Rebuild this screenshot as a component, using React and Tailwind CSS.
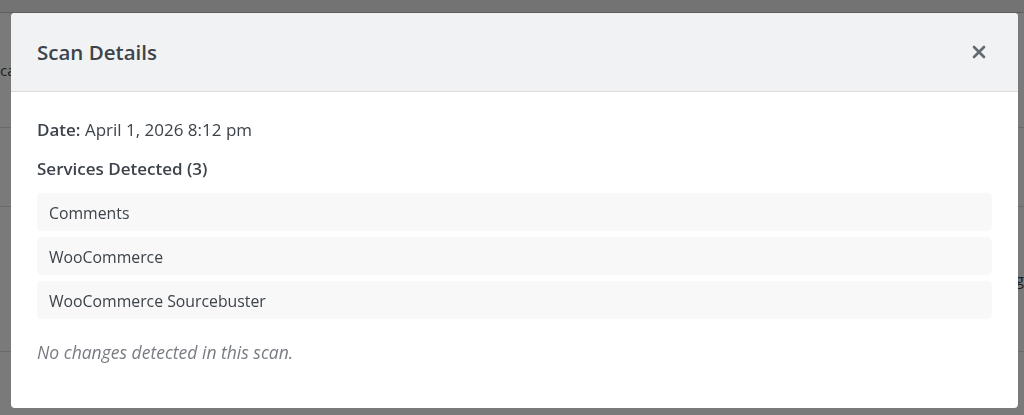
import React from 'react';

const services = ['Comments', 'WooCommerce', 'WooCommerce Sourcebuster'];

const ScanDetailsModal = ({ date, items, onClose }) => (
    <div className="fixed inset-0 bg-black/[0.52]">
        <div className="ml-[11px] mt-[13px] w-[1007px] h-[395px] bg-white rounded-[4px] overflow-hidden flex flex-col">
            <div className="h-[79px] shrink-0 bg-[#f1f2f4] border-b border-[#dcdcde] flex items-center justify-between pl-[26px] pr-[32px]">
                <h2 className="text-[20.5px] font-semibold text-[#3c434a]">Scan Details</h2>
                <button onClick={onClose} className="text-[#646970] -mt-[1px]">
                    <svg width="14" height="14" viewBox="0 0 14 14" fill="none" stroke="currentColor" strokeWidth="2.6" strokeLinecap="round">
                        <path d="M2 2 L12 12 M12 2 L2 12" />
                    </svg>
                </button>
            </div>
            <div className="px-[26px] pt-[26px] text-[#3c434a]">
                <p className="text-[17px] leading-6">
                    <span className="font-semibold">Date:</span> {date}
                </p>
                <h3 className="mt-[15px] text-[17px] leading-6 font-semibold">Services Detected ({items.length})</h3>
                <div className="mt-[12px] flex flex-col gap-[6px]">
                    {items.map((s) => (
                        <div key={s} className="h-[38px] flex items-center px-[12px] pt-[3px] bg-[#f8f8f8] rounded-[5px] text-[15.8px]">
                            {s}
                        </div>
                    ))}
                </div>
                <p className="mt-[21px] text-[17.5px] leading-6 italic text-[#787c82]">No changes detected in this scan.</p>
            </div>
        </div>
    </div>
);

export default function App() {
    return (
        <div className="w-[1024px] h-[415px] overflow-hidden bg-white font-['Open_Sans','Noto_Sans',sans-serif] text-[#3c434a]">
            {/* page behind the overlay */}
            <div className="h-[13px] bg-[#f0f0f1] border-b border-[#c3c4c7]" />
            <div className="h-[115px] border-b border-[#dcdcde] flex items-center text-[15px]">ca</div>
            <div className="h-[79px] border-b border-[#dcdcde]" />
            <div className="h-[145px] border-b border-[#dcdcde] flex items-center justify-end text-[15px]">ag</div>
            <div className="h-[60px] flex items-end pl-[278px] text-[15px]">Detected</div>

            <ScanDetailsModal date="April 1, 2026 8:12 pm" items={services} onClose={() => {}} />
        </div>
    );
}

----

EXERCISE TASK -> Copy the data character for character, but drop all pictures from the copy.

SOLUTION TO THIS PROBLEM ->
Rebuild this screenshot as a component, using React and Tailwind CSS.
import React from 'react';

const services = ['Comments', 'WooCommerce', 'WooCommerce Sourcebuster'];

const ScanDetailsModal = ({ date, items, onClose }) => (
    <div className="fixed inset-0 bg-black/[0.52]">
        <div className="ml-[11px] mt-[13px] w-[1007px] h-[395px] bg-white rounded-[4px] overflow-hidden flex flex-col">
            <div className="h-[79px] shrink-0 bg-[#f1f2f4] border-b border-[#dcdcde] flex items-center justify-between pl-[26px] pr-[32px]">
                <h2 className="text-[20.5px] font-semibold text-[#3c434a]">Scan Details</h2>
                <button onClick={onClose} className="text-[#646970] -mt-[1px]">
                    <svg width="14" height="14" viewBox="0 0 14 14" fill="none" stroke="currentColor" strokeWidth="2.6" strokeLinecap="round">
                        <path d="M2 2 L12 12 M12 2 L2 12" />
                    </svg>
                </button>
            </div>
            <div className="px-[26px] pt-[26px] text-[#3c434a]">
                <p className="text-[17px] leading-6">
                    <span className="font-semibold">Date:</span> {date}
                </p>
                <h3 className="mt-[15px] text-[17px] leading-6 font-semibold">Services Detected ({items.length})</h3>
                <div className="mt-[12px] flex flex-col gap-[6px]">
                    {items.map((s) => (
                        <div key={s} className="h-[38px] flex items-center px-[12px] pt-[3px] bg-[#f8f8f8] rounded-[5px] text-[15.8px]">
                            {s}
                        </div>
                    ))}
                </div>
                <p className="mt-[21px] text-[17.5px] leading-6 italic text-[#787c82]">No changes detected in this scan.</p>
            </div>
        </div>
    </div>
);

export default function App() {
    return (
        <div className="w-[1024px] h-[415px] overflow-hidden bg-white font-['Open_Sans','Noto_Sans',sans-serif] text-[#3c434a]">
            {/* page behind the overlay */}
            <div className="h-[13px] bg-[#f0f0f1] border-b border-[#c3c4c7]" />
            <div className="h-[115px] border-b border-[#dcdcde] flex items-center text-[15px]">ca</div>
            <div className="h-[79px] border-b border-[#dcdcde]" />
            <div className="h-[145px] border-b border-[#dcdcde] flex items-center justify-end text-[15px]">ag</div>
            <div className="h-[60px] flex items-end pl-[278px] text-[15px]">Detected</div>

            <ScanDetailsModal date="April 1, 2026 8:12 pm" items={services} onClose={() => {}} />
        </div>
    );
}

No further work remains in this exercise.